In preparation for Summer in this series, Leslie Layman, coordinator of the Truman College Child Development Program, will discuss her favorite ideas for taking Math and and other STEAM ideas outside.
When I teach Truman College’s Science and Math for Young Children course, I have the students break into groups, do research about, and then debate the benefits and risks of children’s interactions with nature and technology. Typically both the students on the nature side and on the tech side begin the debate arguing that theirs is the more important subject to teach young children. Through the process of research and debate, we almost always come to the conclusion that young children need both. I want to share some of my ideas about ways to meaningfully integrate the use of technology into outdoor and nature experiences for young children.
It is also my experience that many parents and early childhood professionals are often afraid of using technology with young children. We are in the midst of a wave of media accusations that technology both delays children’s development; is as addictive as heroin and a panic that our children are not graduating from high school with technological skills that they need for future success. My approach is to think critically about why and with whom the technology is being used and what it might be replacing. Is it being used to support the child or distract them, is it being used to support a relationship, and is it taking the place of something they need for development? I also like to remind people that any object made by humans to make their lives easier is a technology. I love the anecdote that Socrates was against writing because he believed it would prevent people from learning by memorization. See the Erikson TEC Center for reports on the use of media and technology with young children along with other excellent resources.
I love bringing technology and nature together because that is often how technology is used in the real world by engineers, scientists, naturalists, and other professionals. It also allows adults to relax a little about the technology as it is not being used passively or preventing kids from going outside. One of my favorite ideas is to disable the internet and apps on an old, donated phone so that children may use it only for photos and videos. Empower children to document what is interesting to them when they are in nature and to share it with their friends and families. They can make a photo journal or video essay of their experiences outside.
There are also amazing apps that allow you to use the camera on your phone to identify and classify plants and animals. Your phone or tablet becomes a real world research tool that children can use instantly. This is especially enjoyable for children who have a special interest in a particular type of plant, animal, or insect. You can also use technology outside to have your classroom engage in citizen science projects. You can count birds, monitor the stars, and show your children natural images from climates that are both similar to and different than their own. Monkey Bar Collective modifies the idea of GeoCaching to keep children engaged in scavenger hunt activities in zoos, museums, outdoors, and other locations. You can use voice recorder apps to record animal noises, children’s musings, and other outdoor sounds.
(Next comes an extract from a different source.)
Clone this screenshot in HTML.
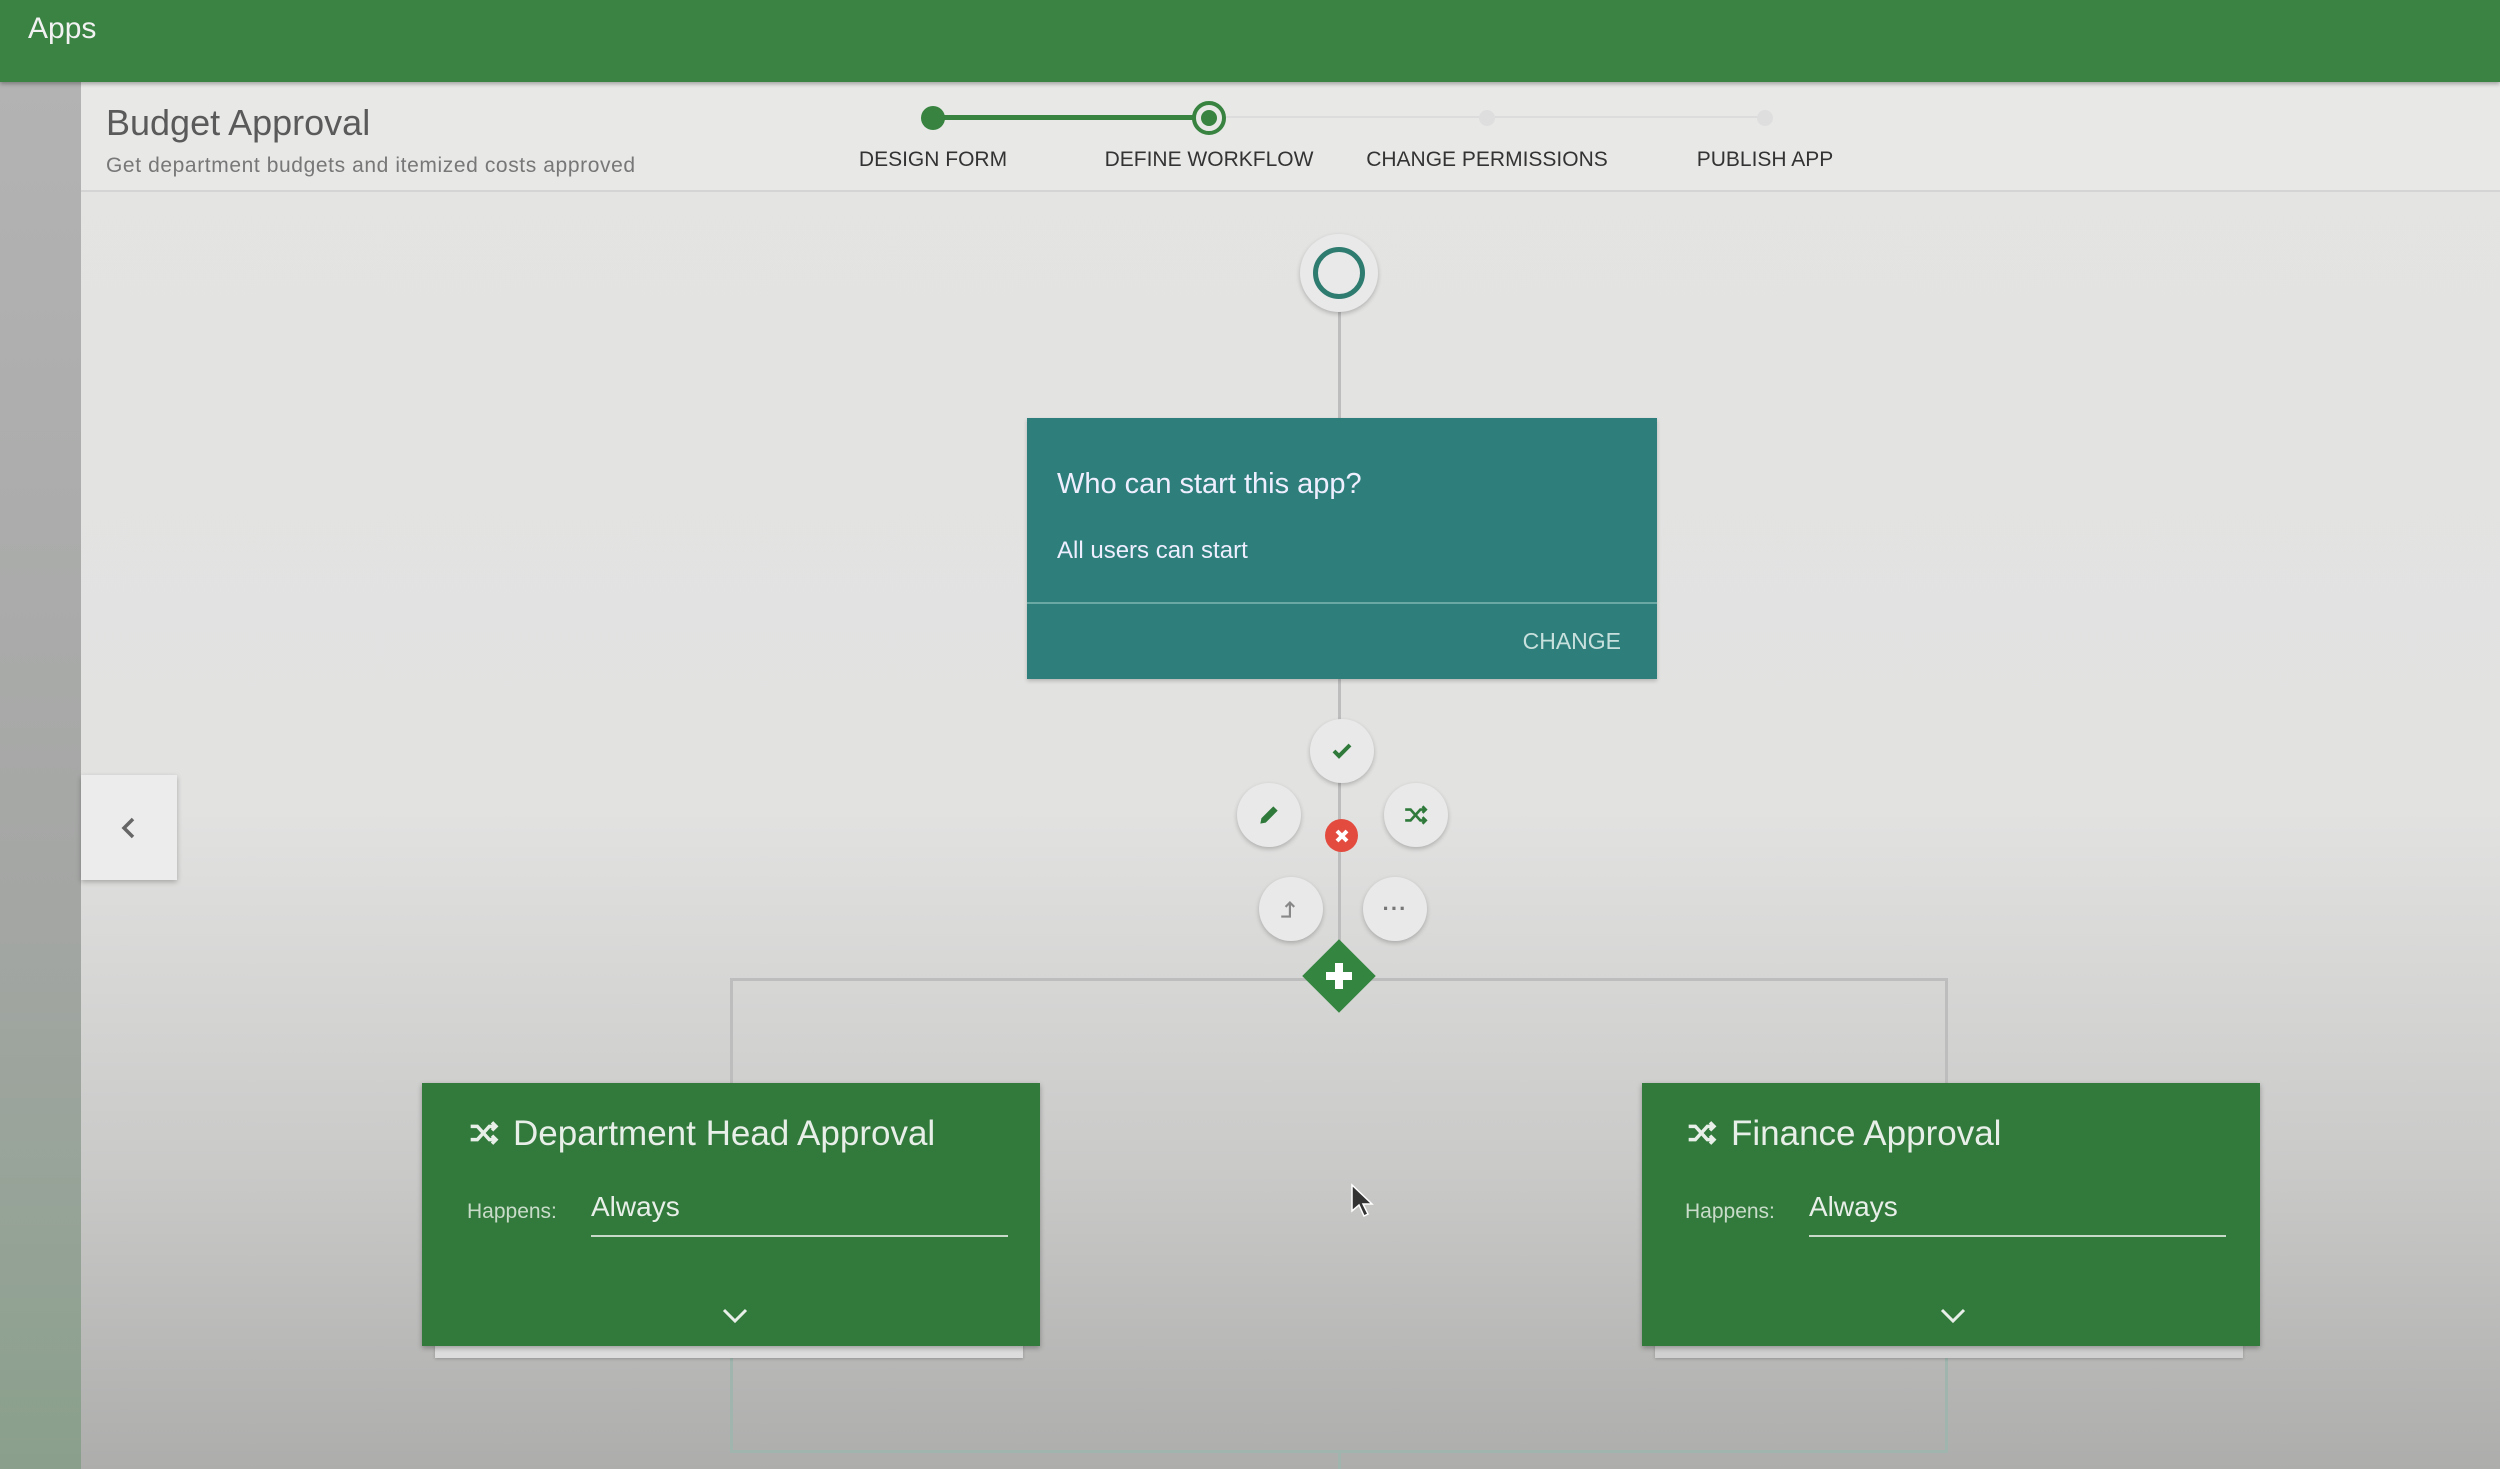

It’s also important to remember all of the “low tech” options you have for interacting in nature. Try keeping writing materials outside so that children can keep a nature journal or press their favorite flowers and leaves. Take maps and compasses with you on walks and use them to find your location and get to your destination. Bring clay outside and try to recreate a play structure or sculpt and animal that you see.
I often hear that parents and professionals are worried that if technology is around, children will not interact with each other or play. I believe this is a very valid concern. I think it is important that devices are available only when they are enhancing an experience, and that they are always to be shared, so that using the technology requires a social interaction. I also believe it is important not to use technology as a reward or a punishment, giving it more emotional value than it deserves. The other gentle reminder that I have for adults is to model the behavior that you would like children to use. If you do not want children to use a phone or tablet on the playground as a distraction, than you also may not use them in that way.
Technology can be a powerful tool for increasing interactions with and appreciation of nature when used socially, purposefully, and with moderation.